The first gallery starts the visitor off with the instruments themselves. How are instruments made? Do they change through time, and if so, how? What drives that change? How does it affect the music we hear or play? What is the impact of technology, economic and social trends, popular culture, musicians’ needs, and global migrations on the design and production of instruments? These are just some of the questions addressed as we look at the how and why of instrument making—and some of the people behind-the-scenes making it all happen.
Once visitors have learned about instrument making, they proceed to the second gallery where they will explore the ever-shifting economic and social landscape and its impact on the musical instrument marketplace. How has our access to instruments changed? Before trains, planes, and container ships, how were instruments delivered? When did the concept of “shopping” arise? How do we adapt to virtual stores and online shopping? Not often explored in a museum setting, these questions lead us to inspiring stories of entrepreneurship, perseverance, and creativity in the retailing, distribution, and marketing segments of the music products industry.

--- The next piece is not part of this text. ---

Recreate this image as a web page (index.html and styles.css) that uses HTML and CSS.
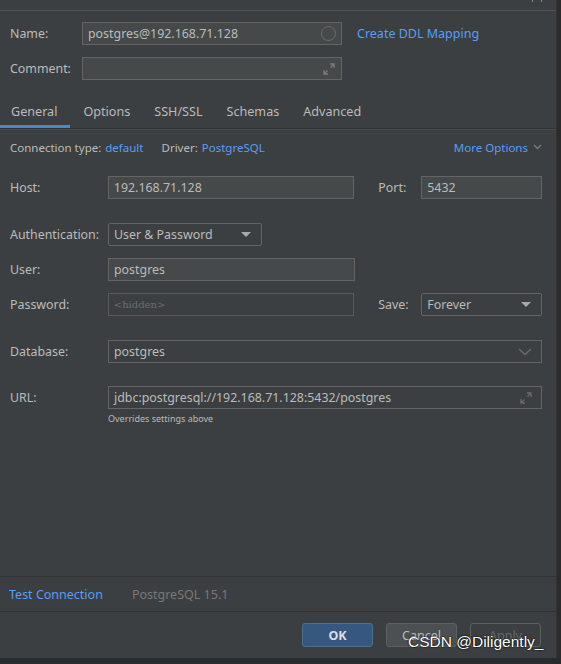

Leaving the second gallery, visitors move to the third and final exhibition gallery where they will explore and reflect upon the impact of music on their own lives. Remembering the first live musical performance you attended, or an instrument you once played (and maybe still play), or a song that has a special meaning to you… What moments in musical history have made a lasting impact on you? How has music enriched your own life? This gallery is where inspiration truly takes flight.
Three major themes…now means three major galleries, instead of the five you currently find in the Museum. And although the galleries are undergoing major changes, important elements from the current displays are being kept. Adapted and updated. For example, woven throughout the galleries—indeed, an essential element in each—is the display of the Museum’s wonderful collection of instruments. And in some places, we still use a chronological narrative to tell unique stories and illuminate certain themes. In other words, we’ve tried to keep the best of the old and integrate it into the best of the new.
Ultimately, the revised thematic organization is not only designed to tell the story of the music products industry in a new and compelling way; it’s also designed to inspire visitors to make their own personal connections to the music in their lives.